There are strong arguments against the ICC decision to move forward against Israel, some procedural and some moral.  Of them, though, surely not the least compelling is the relationship—ignored by the court but fully relevant—between the fact that Israel is not a signatory of the Rome Accord and the fact that the ICC only has the right to bring the citizens of member states to trial. But there are other strong arguments in Israel’s favor as well.

The ICC’s decision to treat the Palestinians as though Palestine were an independent country is rooted in the kind of wishful thinking that has characterized the fantasyland approach to reality of the United Nations for decades. Palestine, of course, could easily become an independent country: having already been recognized as a state—or at least a state in potentia—by well over one hundred countries, all the Palestinians have to do is to declare their independence and then get down to the task of negotiating a workable modus vivendi with the neighbors. It’s that last part, of course, that has gummed up the works for decades now: the obvious necessity of recognizing the reality of Israel’s existence and learning to live in harmony with the Jewish state has been the sticking point that has held back the Palestinians from doing what they endlessly insist is all they really want to do: to live in peace as an independent state among the nations of the world.  But that inability to accept reality and create a nation is hardly Israel’s fault: the door to Palestinian independence has been open for decades even despite the Palestinians’ unwillingness to step through it. The ICC’s solution—simply to ignore reality—is simultaneously childish and malign, and does not do the court any credit. But there is far more to say as well.

Key too is that the court exists to prosecute individuals for war crimes in places where there is no independent judiciary that can investigate and try its own citizens. But Israel is hardly that place: the independence of the Israeli judiciary and its ability to act freely has just been demonstrated in the various indictments handed down against Benyamin Netanyahu. Even more relevant, though, is that there actually have been individuals tried over the years in Israel for having behaved with excessive force or violence against Palestinians. So the notion that the ICC would need to step in even if it did have some sort of jurisdiction in the matter is not particularly convincing. And when paired with the fact that neither the Palestinian Authority nor Hamas has ever tried anyone for war crimes committed against Israeli citizens and actually foster terror crimes against civilians by lionizing terrorists who die on the job and providing endless financial support for their families—taken together, those two facts make the whole notion of trying Israel at the ICC even more Kafkaesque.

But when all of the above is considered in light of the ICC’s own history, the situation moves past Kafka.

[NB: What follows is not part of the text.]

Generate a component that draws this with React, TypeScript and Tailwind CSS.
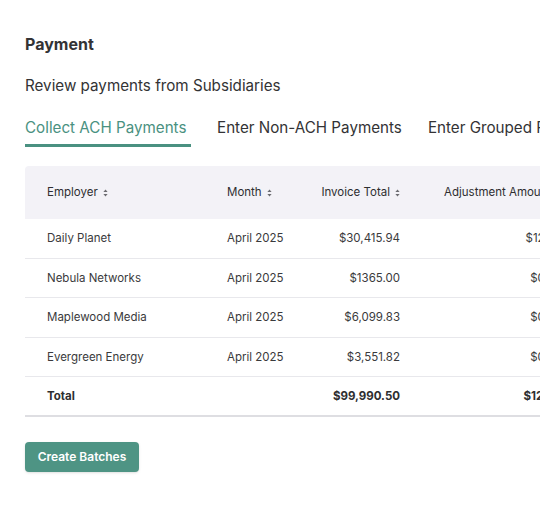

The ICC has, to date, undertaken investigations into twelve different countries, mostly in Africa. (The countries involved are Burundi, the Central African Republic, Côte d’Ivoire, Sudan, the Democratic Republic of the Congo, Georgia, Kenya, Mali, Libya, Uganda, Myanmar, and Bangladesh.) But it has adopted a totally hands-off policy with respect to the Arab world: the government of Syria has killed hundreds of thousands of its own civilians over the last few years, destroyed countless towns and villages, and turned fully half of its own population into refugees. But the ICC has shown no interest of any sort in that behavior. Indeed, among the nations of the Middle East, only Israel arouses its ire…and merely for defending itself against entities that openly espouse terror as their weapon of choice in a war they could end tomorrow but prefer to pursue perennially as though violence directed at civilians could somehow result in the achievement of their avowed goals.

Finally, the argument—which I’ve noted in a dozen different on-line settings—that the ICC is independent of the United Nations is simply not true. For one thing, the ICC depends fully on the United Nations for all of its funding. For another, the ICC regularly bases itself on the kind of one-sided, wholly biased reporting of U.N. agencies that no reasonable person would consider even remotely accurate.

The world has mostly nodded. Yes, the P.M. of Australia, who has more on his plate this week to worry about than the ICC, took the time to opine in public that the ICC has no jurisdiction in the matter of Israel’s behavior. The German government said much the same thing, as did our own Secretary of State, Mike Pompeo.  So there’s that to be grateful for. But the larger issue—the public demonization of Israel in the larger forum of nations and the general willingness of the nations of the world not to care or even particularly to notice—is beyond distressing.

Finally, and perhaps most important of all, the issue itself of war crimes committed during the Gaza Uprising of 2014 is itself a bogus charge invented by Israel’s enemies without any serious evidence to muster on its own behalf.  A year later, in 2015, the independent High-Level Military Group—a group led by General Klaus Naumann, the former chief of staff of the German Army and the Chairman of the NATO military committee and staffed by generals, high-level military experts, senior officers, and chiefs of staff from seven NATO nations—came to the following conclusion regarding Israel’s actions in Gaza: “Each of our own armies is of course committed to protecting civilian life during combat. But none of us is aware of any army that takes such extensive measures as did the IDF last summer to protect the lives of the civilian population in such circumstances…During Operation Protective Edge, in the air, on the ground and at sea, Israel not only met a reasonable international standard of observance of the laws of armed conflict, but in many cases significantly exceeded that standard.”

As the specter of anti-Semitism rises at home and abroad, we tend to focus on the thugs and brutes that attack Jews at worship in synagogue or at home. That rising tide has to be addressed, obviously, and somehow confronted. But to allow our distress over that kind of activity at home to divert our gaze from institutions like the ICC merely because they present themselves not as ruffians or hoodlums but as jurists concerned solely with the pursuit of justice—that would be a disastrous error of judgment. In the end, I still hope that reasonableness will prevail, but I feel less sanguine with each successive article I read, both in print and online, about the inner workings of the International Criminal Court. Our government has already spoken out forcefully on the side of decency and rationality. I mentioned above the responses of Germany and Australia. Which of our other so-called friends and allies will join us in calling out the ICC, on the other hand, remains to be seen.